[START ITEMS]

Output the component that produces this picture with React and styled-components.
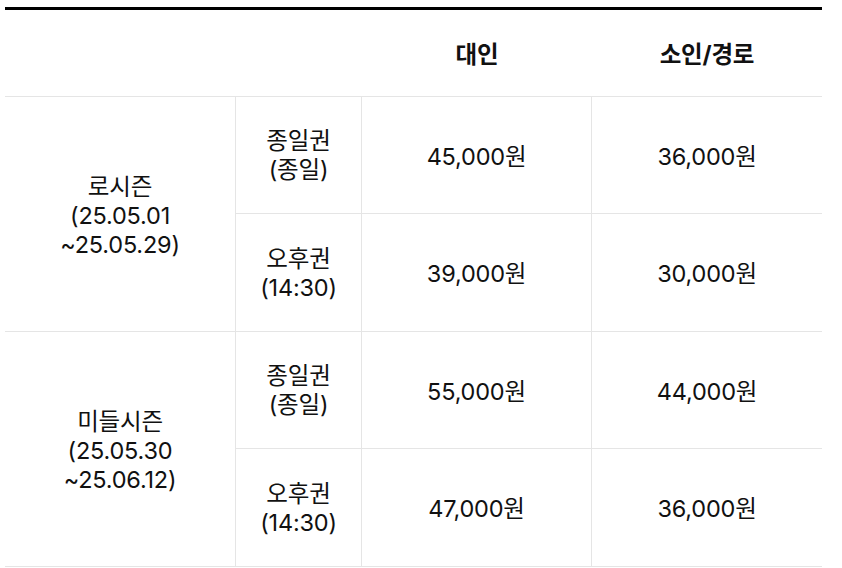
import React from "react";
import styled, { createGlobalStyle } from "styled-components";

const GlobalStyle = createGlobalStyle`
  html, body { margin: 0; padding: 0; background: #fff; }
  body {
    font-family: Inter, "Noto Sans CJK KR", "Noto Sans", sans-serif;
    color: #111;
  }
`;

const Page = styled.div`
  padding: 7px 0 0 5px;
`;

const Grid = styled.div`
  display: grid;
  width: 817px;
  grid-template-columns: 231px 126px 230px 230px;
  grid-template-rows: 87px 117px 118px 117px 118px;
  border-top: 3px solid #000;
  box-sizing: content-box;
`;

const Cell = styled.div`
  box-sizing: border-box;
  display: flex;
  align-items: center;
  justify-content: center;
  text-align: center;
  border-bottom: 1px solid #e5e5e5;
  border-right: ${(p) => (p.$divider ? "1px solid #e5e5e5" : "none")};
  font-size: 23.5px;
  line-height: 29px;
  letter-spacing: -0.2px;
`;

const HeadCell = styled(Cell)`
  font-weight: 700;
  padding-top: 2px;
`;

const SeasonCell = styled(Cell)`
  grid-row: span 2;
  padding-top: 2px;
`;

const TicketCell = styled(Cell)``;

const PriceCell = styled(Cell)`
  padding-top: 2px;
`;

const seasons = [
  {
    name: "로시즌",
    range: ["(25.05.01", "~25.05.29)"],
    rows: [
      { ticket: "종일권", note: "(종일)", adult: "45,000원", child: "36,000원" },
      { ticket: "오후권", note: "(14:30)", adult: "39,000원", child: "30,000원" },
    ],
  },
  {
    name: "미들시즌",
    range: ["(25.05.30", "~25.06.12)"],
    rows: [
      { ticket: "종일권", note: "(종일)", adult: "55,000원", child: "44,000원" },
      { ticket: "오후권", note: "(14:30)", adult: "47,000원", child: "36,000원" },
    ],
  },
];

export default function App() {
  return (
    <>
      <GlobalStyle />
      <Page>
        <Grid>
          <HeadCell />
          <HeadCell />
          <HeadCell>대인</HeadCell>
          <HeadCell>소인/경로</HeadCell>
          {seasons.map((s) => (
            <React.Fragment key={s.name}>
              <SeasonCell $divider>
                <div>
                  {s.name}
                  <br />
                  {s.range[0]}
                  <br />
                  {s.range[1]}
                </div>
              </SeasonCell>
              {s.rows.map((r, i) => (
                <React.Fragment key={i}>
                  <TicketCell $divider>
                    <div>
                      {r.ticket}
                      <br />
                      {r.note}
                    </div>
                  </TicketCell>
                  <PriceCell $divider>{r.adult}</PriceCell>
                  <PriceCell>{r.child}</PriceCell>
                </React.Fragment>
              ))}
            </React.Fragment>
          ))}
        </Grid>
      </Page>
    </>
  );
}
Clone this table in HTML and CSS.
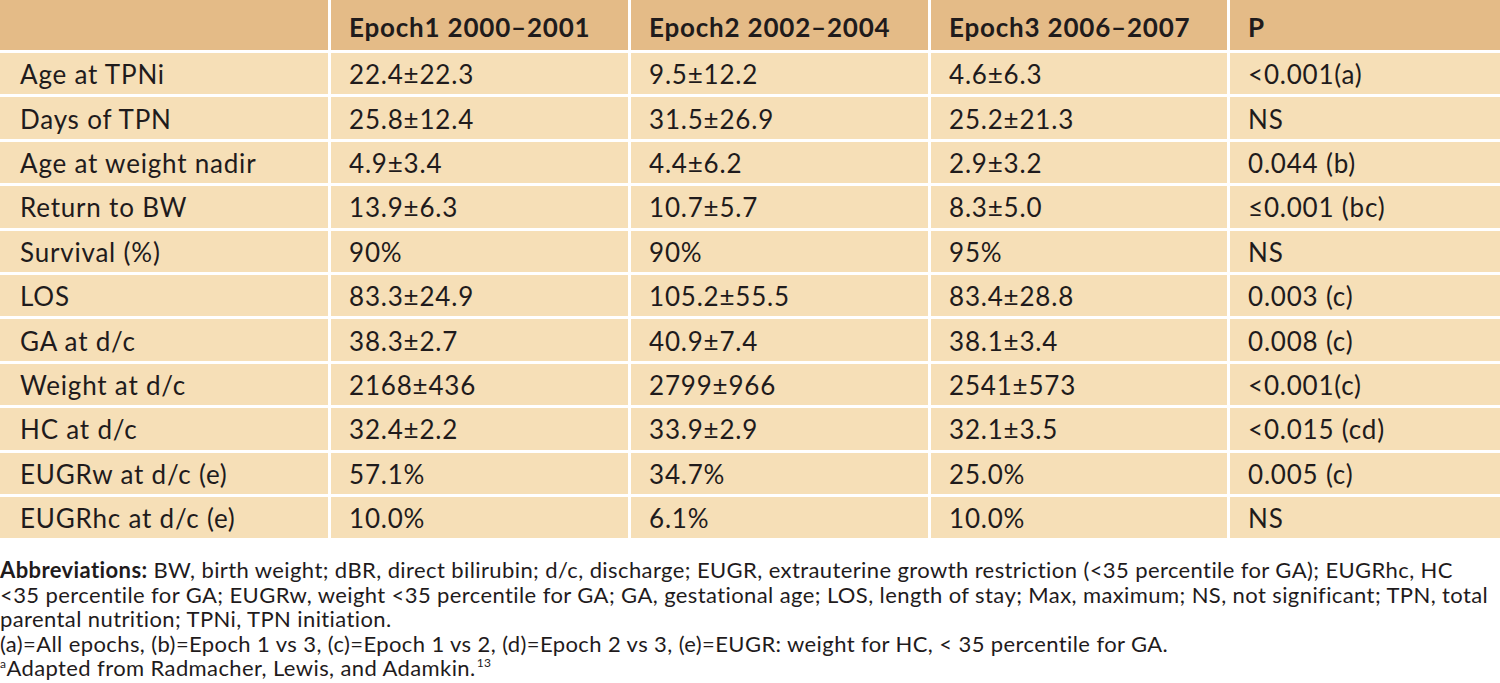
FILE: index.html
```html
<!DOCTYPE html>
<html>
<head>
<meta charset="utf-8">
<link rel="stylesheet" href="styles.css">
</head>
<body>
<div class="page">
<table class="data">
  <colgroup>
    <col class="c1"><col class="c2"><col class="c3"><col class="c4"><col class="c5">
  </colgroup>
  <thead>
    <tr><th></th><th>Epoch1 2000–2001</th><th>Epoch2 2002–2004</th><th>Epoch3 2006–2007</th><th>P</th></tr>
  </thead>
  <tbody>
    <tr><td>Age at TPNi</td><td>22.4±22.3</td><td>9.5±12.2</td><td>4.6±6.3</td><td>&lt;0.001(a)</td></tr>
    <tr><td>Days of TPN</td><td>25.8±12.4</td><td>31.5±26.9</td><td>25.2±21.3</td><td>NS</td></tr>
    <tr><td>Age at weight nadir</td><td>4.9±3.4</td><td>4.4±6.2</td><td>2.9±3.2</td><td>0.044 (b)</td></tr>
    <tr><td>Return to BW</td><td>13.9±6.3</td><td>10.7±5.7</td><td>8.3±5.0</td><td>≤0.001 (bc)</td></tr>
    <tr><td>Survival (%)</td><td>90%</td><td>90%</td><td>95%</td><td>NS</td></tr>
    <tr><td>LOS</td><td>83.3±24.9</td><td>105.2±55.5</td><td>83.4±28.8</td><td>0.003 (c)</td></tr>
    <tr><td>GA at d/c</td><td>38.3±2.7</td><td>40.9±7.4</td><td>38.1±3.4</td><td>0.008 (c)</td></tr>
    <tr><td>Weight at d/c</td><td>2168±436</td><td>2799±966</td><td>2541±573</td><td>&lt;0.001(c)</td></tr>
    <tr><td>HC at d/c</td><td>32.4±2.2</td><td>33.9±2.9</td><td>32.1±3.5</td><td>&lt;0.015 (cd)</td></tr>
    <tr><td>EUGRw at d/c (e)</td><td>57.1%</td><td>34.7%</td><td>25.0%</td><td>0.005 (c)</td></tr>
    <tr><td>EUGRhc at d/c (e)</td><td>10.0%</td><td>6.1%</td><td>10.0%</td><td>NS</td></tr>
  </tbody>
</table>
<div class="notes">
  <p class="line"><b>Abbreviations:</b> BW, birth weight; dBR, direct bilirubin; d/c, discharge; EUGR, extrauterine growth restriction (&lt;35 percentile for GA); EUGRhc, HC</p>
  <p class="line">&lt;35 percentile for GA; EUGRw, weight &lt;35 percentile for GA; GA, gestational age; LOS, length of stay; Max, maximum; NS, not significant; TPN, total</p>
  <p class="line">parental nutrition; TPNi, TPN initiation.</p>
  <p class="line">(a)=All epochs, (b)=Epoch 1 vs 3, (c)=Epoch 1 vs 2, (d)=Epoch 2 vs 3, (e)=EUGR: weight for HC, &lt; 35 percentile for GA.</p>
  <p class="line"><sup class="sa">a</sup>Adapted from Radmacher, Lewis, and Adamkin.<sup class="sn">13</sup></p>
</div>
</div>
</body>
</html>
```

FILE: styles.css
```css
html, body {
  margin: 0;
  padding: 0;
  background: #ffffff;
}
body {
  font-family: Lato, "Noto Sans", sans-serif;
  color: #1f1b1c;
  width: 1500px;
  height: 683px;
  overflow: hidden;
}
.page {
  display: flex;
  flex-direction: column;
}
.data {
  border-collapse: separate;
  border-spacing: 3px;
  margin: -3px -3px 0 -3px;
  width: 1506px;
  table-layout: fixed;
  font-size: 26px;
  letter-spacing: 0.8px;
}
.c1 { width: 328px; }
.c2 { width: 297px; }
.c3 { width: 297px; }
.c4 { width: 296px; }
.c5 { width: 270px; }
.data th {
  background: #e4bb87;
  height: 50px;
  padding: 3px 0 0 18px;
  text-align: left;
  font-weight: 700;
  box-sizing: border-box;
}
.data td {
  background: #f6dfb7;
  height: 41.4px;
  padding: 1px 0 0 18px;
  box-sizing: border-box;
  white-space: nowrap;
}
.data td:first-child {
  padding-left: 20px;
}
.notes {
  margin-top: 17px;
  font-size: 22px;
  line-height: 24.5px;
  letter-spacing: 0.4px;
}
.line {
  margin: 0;
  white-space: nowrap;
}
.notes b {
  font-weight: 700;
}
.sa {
  font-size: 12px;
  vertical-align: 8px;
  line-height: 0;
}
.sn {
  font-size: 12px;
  vertical-align: 9px;
  line-height: 0;
  margin-left: 1px;
}
```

[END ITEMS]

▶ **WHAT IS NEEDED**
Leave out the pictures and transcribe the entries above exactly.

▶ **FULL OUTPUT**
Output the component that produces this picture with React and styled-components.
import React from "react";
import styled, { createGlobalStyle } from "styled-components";

const GlobalStyle = createGlobalStyle`
  html, body { margin: 0; padding: 0; background: #fff; }
  body {
    font-family: Inter, "Noto Sans CJK KR", "Noto Sans", sans-serif;
    color: #111;
  }
`;

const Page = styled.div`
  padding: 7px 0 0 5px;
`;

const Grid = styled.div`
  display: grid;
  width: 817px;
  grid-template-columns: 231px 126px 230px 230px;
  grid-template-rows: 87px 117px 118px 117px 118px;
  border-top: 3px solid #000;
  box-sizing: content-box;
`;

const Cell = styled.div`
  box-sizing: border-box;
  display: flex;
  align-items: center;
  justify-content: center;
  text-align: center;
  border-bottom: 1px solid #e5e5e5;
  border-right: ${(p) => (p.$divider ? "1px solid #e5e5e5" : "none")};
  font-size: 23.5px;
  line-height: 29px;
  letter-spacing: -0.2px;
`;

const HeadCell = styled(Cell)`
  font-weight: 700;
  padding-top: 2px;
`;

const SeasonCell = styled(Cell)`
  grid-row: span 2;
  padding-top: 2px;
`;

const TicketCell = styled(Cell)``;

const PriceCell = styled(Cell)`
  padding-top: 2px;
`;

const seasons = [
  {
    name: "로시즌",
    range: ["(25.05.01", "~25.05.29)"],
    rows: [
      { ticket: "종일권", note: "(종일)", adult: "45,000원", child: "36,000원" },
      { ticket: "오후권", note: "(14:30)", adult: "39,000원", child: "30,000원" },
    ],
  },
  {
    name: "미들시즌",
    range: ["(25.05.30", "~25.06.12)"],
    rows: [
      { ticket: "종일권", note: "(종일)", adult: "55,000원", child: "44,000원" },
      { ticket: "오후권", note: "(14:30)", adult: "47,000원", child: "36,000원" },
    ],
  },
];

export default function App() {
  return (
    <>
      <GlobalStyle />
      <Page>
        <Grid>
          <HeadCell />
          <HeadCell />
          <HeadCell>대인</HeadCell>
          <HeadCell>소인/경로</HeadCell>
          {seasons.map((s) => (
            <React.Fragment key={s.name}>
              <SeasonCell $divider>
                <div>
                  {s.name}
                  <br />
                  {s.range[0]}
                  <br />
                  {s.range[1]}
                </div>
              </SeasonCell>
              {s.rows.map((r, i) => (
                <React.Fragment key={i}>
                  <TicketCell $divider>
                    <div>
                      {r.ticket}
                      <br />
                      {r.note}
                    </div>
                  </TicketCell>
                  <PriceCell $divider>{r.adult}</PriceCell>
                  <PriceCell>{r.child}</PriceCell>
                </React.Fragment>
              ))}
            </React.Fragment>
          ))}
        </Grid>
      </Page>
    </>
  );
}
Clone this table in HTML and CSS.
FILE: index.html
```html
<!DOCTYPE html>
<html>
<head>
<meta charset="utf-8">
<link rel="stylesheet" href="styles.css">
</head>
<body>
<div class="page">
<table class="data">
  <colgroup>
    <col class="c1"><col class="c2"><col class="c3"><col class="c4"><col class="c5">
  </colgroup>
  <thead>
    <tr><th></th><th>Epoch1 2000–2001</th><th>Epoch2 2002–2004</th><th>Epoch3 2006–2007</th><th>P</th></tr>
  </thead>
  <tbody>
    <tr><td>Age at TPNi</td><td>22.4±22.3</td><td>9.5±12.2</td><td>4.6±6.3</td><td>&lt;0.001(a)</td></tr>
    <tr><td>Days of TPN</td><td>25.8±12.4</td><td>31.5±26.9</td><td>25.2±21.3</td><td>NS</td></tr>
    <tr><td>Age at weight nadir</td><td>4.9±3.4</td><td>4.4±6.2</td><td>2.9±3.2</td><td>0.044 (b)</td></tr>
    <tr><td>Return to BW</td><td>13.9±6.3</td><td>10.7±5.7</td><td>8.3±5.0</td><td>≤0.001 (bc)</td></tr>
    <tr><td>Survival (%)</td><td>90%</td><td>90%</td><td>95%</td><td>NS</td></tr>
    <tr><td>LOS</td><td>83.3±24.9</td><td>105.2±55.5</td><td>83.4±28.8</td><td>0.003 (c)</td></tr>
    <tr><td>GA at d/c</td><td>38.3±2.7</td><td>40.9±7.4</td><td>38.1±3.4</td><td>0.008 (c)</td></tr>
    <tr><td>Weight at d/c</td><td>2168±436</td><td>2799±966</td><td>2541±573</td><td>&lt;0.001(c)</td></tr>
    <tr><td>HC at d/c</td><td>32.4±2.2</td><td>33.9±2.9</td><td>32.1±3.5</td><td>&lt;0.015 (cd)</td></tr>
    <tr><td>EUGRw at d/c (e)</td><td>57.1%</td><td>34.7%</td><td>25.0%</td><td>0.005 (c)</td></tr>
    <tr><td>EUGRhc at d/c (e)</td><td>10.0%</td><td>6.1%</td><td>10.0%</td><td>NS</td></tr>
  </tbody>
</table>
<div class="notes">
  <p class="line"><b>Abbreviations:</b> BW, birth weight; dBR, direct bilirubin; d/c, discharge; EUGR, extrauterine growth restriction (&lt;35 percentile for GA); EUGRhc, HC</p>
  <p class="line">&lt;35 percentile for GA; EUGRw, weight &lt;35 percentile for GA; GA, gestational age; LOS, length of stay; Max, maximum; NS, not significant; TPN, total</p>
  <p class="line">parental nutrition; TPNi, TPN initiation.</p>
  <p class="line">(a)=All epochs, (b)=Epoch 1 vs 3, (c)=Epoch 1 vs 2, (d)=Epoch 2 vs 3, (e)=EUGR: weight for HC, &lt; 35 percentile for GA.</p>
  <p class="line"><sup class="sa">a</sup>Adapted from Radmacher, Lewis, and Adamkin.<sup class="sn">13</sup></p>
</div>
</div>
</body>
</html>
```

FILE: styles.css
```css
html, body {
  margin: 0;
  padding: 0;
  background: #ffffff;
}
body {
  font-family: Lato, "Noto Sans", sans-serif;
  color: #1f1b1c;
  width: 1500px;
  height: 683px;
  overflow: hidden;
}
.page {
  display: flex;
  flex-direction: column;
}
.data {
  border-collapse: separate;
  border-spacing: 3px;
  margin: -3px -3px 0 -3px;
  width: 1506px;
  table-layout: fixed;
  font-size: 26px;
  letter-spacing: 0.8px;
}
.c1 { width: 328px; }
.c2 { width: 297px; }
.c3 { width: 297px; }
.c4 { width: 296px; }
.c5 { width: 270px; }
.data th {
  background: #e4bb87;
  height: 50px;
  padding: 3px 0 0 18px;
  text-align: left;
  font-weight: 700;
  box-sizing: border-box;
}
.data td {
  background: #f6dfb7;
  height: 41.4px;
  padding: 1px 0 0 18px;
  box-sizing: border-box;
  white-space: nowrap;
}
.data td:first-child {
  padding-left: 20px;
}
.notes {
  margin-top: 17px;
  font-size: 22px;
  line-height: 24.5px;
  letter-spacing: 0.4px;
}
.line {
  margin: 0;
  white-space: nowrap;
}
.notes b {
  font-weight: 700;
}
.sa {
  font-size: 12px;
  vertical-align: 8px;
  line-height: 0;
}
.sn {
  font-size: 12px;
  vertical-align: 9px;
  line-height: 0;
  margin-left: 1px;
}
```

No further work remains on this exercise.